Cali recalled that two years ago 400 people came to compete at the Excel Nationals and this year 900 skaters showed up.  
 
“The sport exploded over the last three years and this is only the 6th year of Excel,” she said. “As the competitions have gotten bigger they realized they have to use three rink facilities, of which there are very few in the country.   
 
Cali said the core of the sport of figure skating, “is Olympic Track [path] and they call it Well Balanced; you go to regional, sectionals and then nationals. It’s really fast-paced and the levels have huge gaps between them and you need two or three jumps to go up a level.”
 
Cali said Excel has opened up a new track, “that is somewhere between recreational and hyper-competitive. It’s still a very competitive track but it is more manageable because you only need a new jump every time you go up a level.”
 
Cali said there are six different types of jumps for skaters: salchow, toe, loop, flip, lutz and axel. She can perform double jumps of each of these and is beginning to work on mastering the Triple Salchow and the Triple Flip jumps.
 
Cali said, “every time you move up a level they add a double to the arsenal but they add a jump at a time, which makes it a lot easier for kids to learn them in a series...There is no real age group per level but you see a lot of kids around the same age at a level but you could be any age at almost any level.” She added that the age range in her group runs from 16 to 21, noting that Excel has a top age limit of 21 years. Skaters hitting that limit can then go back to the regular Well Balanced Track.
 
Cali said the Excel program requires at least two competitions a year and they combine a skater’s two highest scores and that is how one gets chosen to compete at the Nationals; “that would be my goal now.”
 
Cali said annually Excel comes out with their rules for jumping, spinning and other aspects of the sport, “and every year we work on new things specifically to put into a new program.”
 
Cali said skaters in the lower levels perform pieces of about 90 seconds in length, and at the Senior Ladies level, where she competes, performances last four minutes.
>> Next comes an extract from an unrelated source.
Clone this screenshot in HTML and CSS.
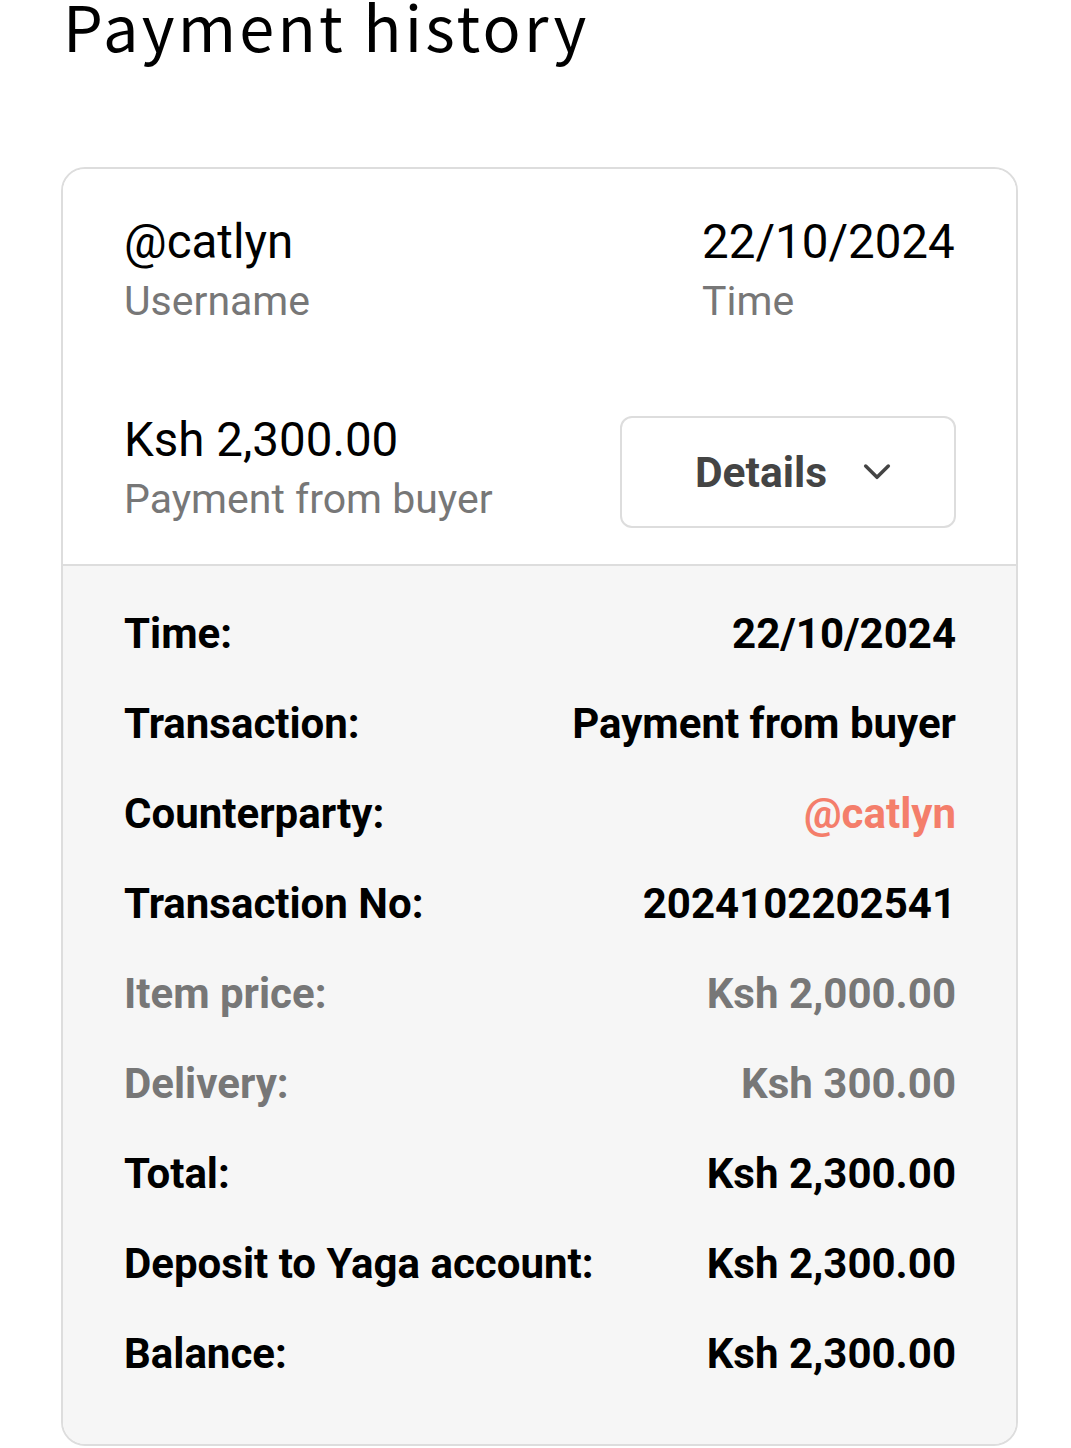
FILE: index.html
```html
<!DOCTYPE html>
<html lang="en">
<head>
	<meta charset="UTF-8">
	<title>Payment history</title>
	<link rel="stylesheet" href="styles.css">
</head>
<body>
	<h1 class="page-title">Payment history</h1>
	<div class="card">
		<div class="card-top">
			<div class="info-row">
				<div class="info">
					<p class="info-main">@catlyn</p>
					<p class="info-sub">Username</p>
				</div>
				<div class="info info-right">
					<p class="info-main">22/10/2024</p>
					<p class="info-sub">Time</p>
				</div>
			</div>
			<div class="info-row amount-row">
				<div class="info">
					<p class="info-main">Ksh 2,300.00</p>
					<p class="info-sub">Payment from buyer</p>
				</div>
				<button class="details-btn">
					<span>Details</span>
					<svg width="32" height="32" viewBox="0 0 24 24"><path d="M3.5 7.5l8.5 8.5 8.5-8.5" fill="none" stroke="#444" stroke-width="2.6" stroke-linecap="round" stroke-linejoin="round"/></svg>
				</button>
			</div>
		</div>
		<div class="card-details">
			<div class="detail"><span>Time:</span><span>22/10/2024</span></div>
			<div class="detail"><span>Transaction:</span><span>Payment from buyer</span></div>
			<div class="detail"><span>Counterparty:</span><span class="link">@catlyn</span></div>
			<div class="detail"><span>Transaction No:</span><span>2024102202541</span></div>
			<div class="detail muted"><span>Item price:</span><span>Ksh 2,000.00</span></div>
			<div class="detail muted"><span>Delivery:</span><span>Ksh 300.00</span></div>
			<div class="detail"><span>Total:</span><span>Ksh 2,300.00</span></div>
			<div class="detail"><span>Deposit to Yaga account:</span><span>Ksh 2,300.00</span></div>
			<div class="detail"><span>Balance:</span><span>Ksh 2,300.00</span></div>
		</div>
	</div>
</body>
</html>
```
FILE: styles.css
```css
body {
	margin: 0;
	background-color: #fff;
	font-family: Roboto, "Liberation Sans", sans-serif;
	color: #000;
}
p {
	margin: 0;
}
.page-title {
	margin: -20px 0 0 63px;
	font-family: "Noto Sans CJK JP", "Noto Sans", sans-serif;
	font-weight: 400;
	font-size: 63px;
	line-height: 90px;
	letter-spacing: 3.2px;
}
.card {
	width: 953px;
	margin: 97px 0 0 61px;
	border: 2px solid #ddd;
	border-radius: 24px;
	overflow: hidden;
}
.card-top {
	padding: 44px 60px 35px 61px;
	background-color: #fff;
}
.info-row {
	display: flex;
	justify-content: space-between;
	align-items: center;
}
.amount-row {
	margin-top: 80px;
}
.info-right {
	width: 254px;
}
.info-main {
	font-size: 47.5px;
	line-height: 58px;
}
.info-sub {
	font-size: 41px;
	line-height: 60px;
	color: #777;
}
.details-btn {
	display: flex;
	align-items: center;
	justify-content: center;
	gap: 34px;
	width: 336px;
	height: 112px;
	margin-top: 4px;
	padding: 0 0 0 12px;
	border: 2px solid #ddd;
	border-radius: 12px;
	background-color: #fff;
	font-family: Roboto, "Liberation Sans", sans-serif;
	font-size: 42.5px;
	font-weight: 700;
	color: #444;
}
.card-details {
	padding: 22px 60px 46px 61px;
	background-color: #f6f6f6;
	border-top: 2px solid #ddd;
}
.detail {
	display: flex;
	justify-content: space-between;
	height: 90px;
	align-items: center;
	font-size: 42px;
	font-weight: 700;
}
.detail.muted {
	color: #777;
}
.link {
	color: #f47e6b;
}
```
She works closely with her coach, Sergei Sakhnovskiy who participated in the 1998, 2002 and 2006 Olympics. Cali said together they plan the choreography and music selections of her program. Although she is always in a kind of a preparation mode, “It take us about eight weeks to build a final program.”  
 
When asked what has kept her interested in figure skating for all these years, she responds definitively,
 
“I just love being on the ice and every day is something new. I love jumping, my favorite thing to do, and I love my coaches, they are great. I have friends there and a good team. Our club has about 20 members, about 10 are my age but I’m the oldest.”  
 
In the coming year Cali will be concentrating on the National Qualifying series and if she performs well at that level she could be invited to attend the challenging National Development Camp. This is what may lead to becoming a member of Team USA and having a shot at performing at the Olympics.
 
“I think it would be nice to go,” she said. “The next one is in two years but the one in six years might be a little more attainable. We’ll see how it goes.”